Absolutely the best chicken ever, even the breast meat was moist! It's the only way I'll cook a whole chicken again. Simple, easy, quick, no mess - perfect every time. I've used both stainless steel and cast iron pans. great and easy technique for “roasted” chicken. I will say there were no pan juices, just fat in the skillet. Will add to the recipe rotation. Good for family and company dinners too.
Amazed this recipe works out as well as it does. Would not have thought that the amount of time under the broiler would have produced a very juicy and favorable chicken with a very crispy crust. Used my 12" Lodge Cast Iron skillet (which can withstand 1000 degree temps to respond to those who wondered if it would work) and it turned out great. A "make again" as my family rates things.

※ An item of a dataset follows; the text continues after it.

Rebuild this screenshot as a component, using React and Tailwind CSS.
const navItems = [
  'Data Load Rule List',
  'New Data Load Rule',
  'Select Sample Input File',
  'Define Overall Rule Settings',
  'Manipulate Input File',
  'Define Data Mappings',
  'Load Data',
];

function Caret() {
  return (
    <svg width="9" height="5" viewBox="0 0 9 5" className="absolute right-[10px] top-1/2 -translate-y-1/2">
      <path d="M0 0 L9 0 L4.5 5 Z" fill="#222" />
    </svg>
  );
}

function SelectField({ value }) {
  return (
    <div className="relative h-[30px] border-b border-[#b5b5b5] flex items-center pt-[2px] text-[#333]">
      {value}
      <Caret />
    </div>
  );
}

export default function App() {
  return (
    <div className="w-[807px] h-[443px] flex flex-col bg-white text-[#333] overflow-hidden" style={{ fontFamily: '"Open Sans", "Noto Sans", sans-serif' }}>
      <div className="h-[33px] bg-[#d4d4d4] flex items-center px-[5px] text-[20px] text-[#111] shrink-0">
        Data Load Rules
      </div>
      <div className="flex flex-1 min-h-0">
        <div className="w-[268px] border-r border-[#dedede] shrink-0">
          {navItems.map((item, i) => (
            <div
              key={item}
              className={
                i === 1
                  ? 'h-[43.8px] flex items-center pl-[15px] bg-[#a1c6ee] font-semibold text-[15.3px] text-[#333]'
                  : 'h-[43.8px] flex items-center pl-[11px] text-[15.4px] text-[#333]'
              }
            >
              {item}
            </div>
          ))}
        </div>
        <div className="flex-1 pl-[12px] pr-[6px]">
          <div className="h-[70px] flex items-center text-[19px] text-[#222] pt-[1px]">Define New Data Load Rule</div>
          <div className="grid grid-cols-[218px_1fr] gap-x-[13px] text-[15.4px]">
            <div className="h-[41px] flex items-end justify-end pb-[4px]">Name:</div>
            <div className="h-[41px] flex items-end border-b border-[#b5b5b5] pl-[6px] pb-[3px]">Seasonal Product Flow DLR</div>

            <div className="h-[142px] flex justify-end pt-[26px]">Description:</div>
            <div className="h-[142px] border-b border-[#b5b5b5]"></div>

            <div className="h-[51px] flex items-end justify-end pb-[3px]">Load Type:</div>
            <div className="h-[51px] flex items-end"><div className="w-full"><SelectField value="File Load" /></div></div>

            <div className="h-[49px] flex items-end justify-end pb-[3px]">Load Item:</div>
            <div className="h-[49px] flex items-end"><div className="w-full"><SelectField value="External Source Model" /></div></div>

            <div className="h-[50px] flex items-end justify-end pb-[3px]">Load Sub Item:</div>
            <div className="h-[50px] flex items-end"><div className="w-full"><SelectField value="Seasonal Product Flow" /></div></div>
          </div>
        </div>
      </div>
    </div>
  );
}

This is a great recipe, and I will definitely make it again. My butcher gladly butterflied the chicken for me, therefore I found it to be a fast and easy prep. I used my cast iron skillet- marvellous!
John, wasn't it just amazing chicken? So much better than your typical oven baked chicken and on par if not better than gas or even charcoal grilled. It gets that smokey charcoal tasted and overnight koshering definitely helps, something I do when time permits. First-time I've pierced a whole chicken minus the times I make jerk chicken on the grill. Yup, the cast iron was not an issue.